#### TASK DETAILS:
Omit every picture and return the rest of the data unaltered.

#### DATA PROVIDED:
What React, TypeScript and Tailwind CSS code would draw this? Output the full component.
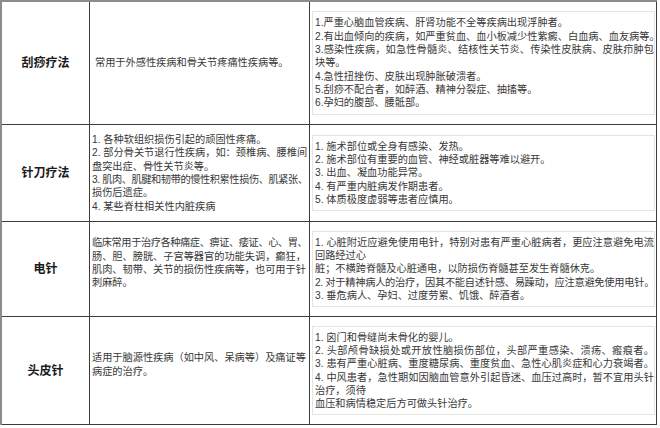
type Line = { t: string; full?: boolean; tight?: boolean };

type Row = {
  label: string;
  height: string;
  usesIndent: boolean;
  liftUse: boolean;
  uses: Line[];
  avoid: Line[];
};

// wrapped lines in the source are justified to the cell edge, so "full" marks them
const rows: Row[] = [
  {
    label: "刮痧疗法",
    height: "h-[123px]",
    usesIndent: true,
    liftUse: false,
    uses: [{ t: "常用于外感性疾病和骨关节疼痛性疾病等。" }],
    avoid: [
      { t: "1.严重心脑血管疾病、肝肾功能不全等疾病出现浮肿者。" },
      { t: "2.有出血倾向的疾病，如严重贫血、血小板减少性紫癜、白血病、血友病等。", full: true },
      { t: "3.感染性疾病，如急性骨髓炎、结核性关节炎、传染性皮肤病、皮肤疖肿包", full: true },
      { t: "块等。" },
      { t: "4.急性扭挫伤、皮肤出现肿胀破溃者。" },
      { t: "5.刮痧不配合者，如醉酒、精神分裂症、抽搐等。" },
      { t: "6.孕妇的腹部、腰骶部。" },
    ],
  },
  {
    label: "针刀疗法",
    height: "h-[97px]",
    usesIndent: false,
    liftUse: false,
    uses: [
      { t: "1. 各种软组织损伤引起的顽固性疼痛。" },
      { t: "2. 部分骨关节退行性疾病，如：颈椎病、腰椎间", full: true },
      { t: "盘突出症、骨性关节炎等。" },
      { t: "3. 肌肉、肌腱和韧带的慢性积累性损伤、肌紧张、", full: true, tight: true },
      { t: "损伤后遗症。" },
      { t: "4. 某些脊柱相关性内脏疾病" },
    ],
    avoid: [
      { t: "1. 施术部位或全身有感染、发热。" },
      { t: "2. 施术部位有重要的血管、神经或脏器等难以避开。" },
      { t: "3. 出血、凝血功能异常。" },
      { t: "4. 有严重内脏病发作期患者。" },
      { t: "5. 体质极度虚弱等患者应慎用。" },
    ],
  },
  {
    label: "电针",
    height: "h-[95px]",
    usesIndent: false,
    liftUse: true,
    uses: [
      { t: "临床常用于治疗各种痛症、痹证、痿证、心、胃、", full: true, tight: true },
      { t: "肠、胆、膀胱、子宫等器官的功能失调，癫狂，", full: true },
      { t: "肌肉、韧带、关节的损伤性疾病等，也可用于针", full: true },
      { t: "刺麻醉。" },
    ],
    avoid: [
      { t: "1. 心脏附近应避免使用电针，特别对患有严重心脏病者，更应注意避免电流", full: true },
      { t: "回路经过心" },
      { t: "脏；不横跨脊髓及心脏通电，以防损伤脊髓甚至发生脊髓休克。" },
      { t: "2. 对于精神病人的治疗，因其不能自述针感、易躁动，应注意避免使用电针。", full: true, tight: true },
      { t: "3. 垂危病人、孕妇、过度劳累、饥饿、醉酒者。" },
    ],
  },
  {
    label: "头皮针",
    height: "h-[108px]",
    usesIndent: false,
    liftUse: true,
    uses: [
      { t: "适用于脑源性疾病（如中风、呆病等）及痛证等", full: true },
      { t: "病症的治疗。" },
    ],
    avoid: [
      { t: "1. 囟门和骨缝尚未骨化的婴儿。" },
      { t: "2. 头部颅骨缺损处或开放性脑损伤部位，头部严重感染、溃疡、瘢痕者。", full: true },
      { t: "3. 患有严重心脏病、重度糖尿病、重度贫血、急性心肌炎症和心力衰竭者。", full: true },
      { t: "4. 中风患者，急性期如因脑血管意外引起昏迷、血压过高时，暂不宜用头针", full: true },
      { t: "治疗，须待" },
      { t: "血压和病情稳定后方可做头针治疗。" },
    ],
  },
];

function TextLines({ lines, width }: { lines: Line[]; width: string }) {
  return (
    <div className={`${width} text-[10.2px] leading-[13.3px] text-[#383838]`}>
      {lines.map((l, i) => (
        <div
          key={i}
          className={`whitespace-nowrap ${l.full ? "[text-align-last:justify]" : ""} ${
            l.tight ? "tracking-[-0.4px]" : ""
          }`}
        >
          {l.t}
        </div>
      ))}
    </div>
  );
}

export default function App() {
  return (
    <div className="min-h-screen w-full bg-white font-['Liberation_Sans','Noto_Sans_CJK_SC',sans-serif]">
      <div className="grid w-[657px] grid-cols-[88px_220px_347px] border-l-2 border-t-2 border-[#8c8c8c]">
        {rows.map((r) => (
          <div key={r.label} className="contents">
            <div
              className={`${r.height} flex items-center justify-center border-b border-r border-[#3c3c3c] text-[12px] font-bold text-[#1a1a1a]`}
            >
              {r.label}
            </div>
            <div
              className={`${r.height} flex items-center border-b border-r border-[#3c3c3c] ${
                r.usesIndent ? "pl-[5px]" : "pl-[2px]"
              } ${r.liftUse ? "pb-[12px]" : ""}`}
            >
              <TextLines lines={r.uses} width={r.usesIndent ? "w-[209px]" : "w-[213px]"} />
            </div>
            <div className={`${r.height} flex items-center border-b border-r border-[#3c3c3c] pl-[2px]`}>
              <div className="w-[343px] border border-[#e4e4e4] py-[4px] pl-[2px]">
                <TextLines lines={r.avoid} width="w-[339px]" />
              </div>
            </div>
          </div>
        ))}
      </div>
    </div>
  );
}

#### WORKED ANSWER:
What React, TypeScript and Tailwind CSS code would draw this? Output the full component.
type Line = { t: string; full?: boolean; tight?: boolean };

type Row = {
  label: string;
  height: string;
  usesIndent: boolean;
  liftUse: boolean;
  uses: Line[];
  avoid: Line[];
};

// wrapped lines in the source are justified to the cell edge, so "full" marks them
const rows: Row[] = [
  {
    label: "刮痧疗法",
    height: "h-[123px]",
    usesIndent: true,
    liftUse: false,
    uses: [{ t: "常用于外感性疾病和骨关节疼痛性疾病等。" }],
    avoid: [
      { t: "1.严重心脑血管疾病、肝肾功能不全等疾病出现浮肿者。" },
      { t: "2.有出血倾向的疾病，如严重贫血、血小板减少性紫癜、白血病、血友病等。", full: true },
      { t: "3.感染性疾病，如急性骨髓炎、结核性关节炎、传染性皮肤病、皮肤疖肿包", full: true },
      { t: "块等。" },
      { t: "4.急性扭挫伤、皮肤出现肿胀破溃者。" },
      { t: "5.刮痧不配合者，如醉酒、精神分裂症、抽搐等。" },
      { t: "6.孕妇的腹部、腰骶部。" },
    ],
  },
  {
    label: "针刀疗法",
    height: "h-[97px]",
    usesIndent: false,
    liftUse: false,
    uses: [
      { t: "1. 各种软组织损伤引起的顽固性疼痛。" },
      { t: "2. 部分骨关节退行性疾病，如：颈椎病、腰椎间", full: true },
      { t: "盘突出症、骨性关节炎等。" },
      { t: "3. 肌肉、肌腱和韧带的慢性积累性损伤、肌紧张、", full: true, tight: true },
      { t: "损伤后遗症。" },
      { t: "4. 某些脊柱相关性内脏疾病" },
    ],
    avoid: [
      { t: "1. 施术部位或全身有感染、发热。" },
      { t: "2. 施术部位有重要的血管、神经或脏器等难以避开。" },
      { t: "3. 出血、凝血功能异常。" },
      { t: "4. 有严重内脏病发作期患者。" },
      { t: "5. 体质极度虚弱等患者应慎用。" },
    ],
  },
  {
    label: "电针",
    height: "h-[95px]",
    usesIndent: false,
    liftUse: true,
    uses: [
      { t: "临床常用于治疗各种痛症、痹证、痿证、心、胃、", full: true, tight: true },
      { t: "肠、胆、膀胱、子宫等器官的功能失调，癫狂，", full: true },
      { t: "肌肉、韧带、关节的损伤性疾病等，也可用于针", full: true },
      { t: "刺麻醉。" },
    ],
    avoid: [
      { t: "1. 心脏附近应避免使用电针，特别对患有严重心脏病者，更应注意避免电流", full: true },
      { t: "回路经过心" },
      { t: "脏；不横跨脊髓及心脏通电，以防损伤脊髓甚至发生脊髓休克。" },
      { t: "2. 对于精神病人的治疗，因其不能自述针感、易躁动，应注意避免使用电针。", full: true, tight: true },
      { t: "3. 垂危病人、孕妇、过度劳累、饥饿、醉酒者。" },
    ],
  },
  {
    label: "头皮针",
    height: "h-[108px]",
    usesIndent: false,
    liftUse: true,
    uses: [
      { t: "适用于脑源性疾病（如中风、呆病等）及痛证等", full: true },
      { t: "病症的治疗。" },
    ],
    avoid: [
      { t: "1. 囟门和骨缝尚未骨化的婴儿。" },
      { t: "2. 头部颅骨缺损处或开放性脑损伤部位，头部严重感染、溃疡、瘢痕者。", full: true },
      { t: "3. 患有严重心脏病、重度糖尿病、重度贫血、急性心肌炎症和心力衰竭者。", full: true },
      { t: "4. 中风患者，急性期如因脑血管意外引起昏迷、血压过高时，暂不宜用头针", full: true },
      { t: "治疗，须待" },
      { t: "血压和病情稳定后方可做头针治疗。" },
    ],
  },
];

function TextLines({ lines, width }: { lines: Line[]; width: string }) {
  return (
    <div className={`${width} text-[10.2px] leading-[13.3px] text-[#383838]`}>
      {lines.map((l, i) => (
        <div
          key={i}
          className={`whitespace-nowrap ${l.full ? "[text-align-last:justify]" : ""} ${
            l.tight ? "tracking-[-0.4px]" : ""
          }`}
        >
          {l.t}
        </div>
      ))}
    </div>
  );
}

export default function App() {
  return (
    <div className="min-h-screen w-full bg-white font-['Liberation_Sans','Noto_Sans_CJK_SC',sans-serif]">
      <div className="grid w-[657px] grid-cols-[88px_220px_347px] border-l-2 border-t-2 border-[#8c8c8c]">
        {rows.map((r) => (
          <div key={r.label} className="contents">
            <div
              className={`${r.height} flex items-center justify-center border-b border-r border-[#3c3c3c] text-[12px] font-bold text-[#1a1a1a]`}
            >
              {r.label}
            </div>
            <div
              className={`${r.height} flex items-center border-b border-r border-[#3c3c3c] ${
                r.usesIndent ? "pl-[5px]" : "pl-[2px]"
              } ${r.liftUse ? "pb-[12px]" : ""}`}
            >
              <TextLines lines={r.uses} width={r.usesIndent ? "w-[209px]" : "w-[213px]"} />
            </div>
            <div className={`${r.height} flex items-center border-b border-r border-[#3c3c3c] pl-[2px]`}>
              <div className="w-[343px] border border-[#e4e4e4] py-[4px] pl-[2px]">
                <TextLines lines={r.avoid} width="w-[339px]" />
              </div>
            </div>
          </div>
        ))}
      </div>
    </div>
  );
}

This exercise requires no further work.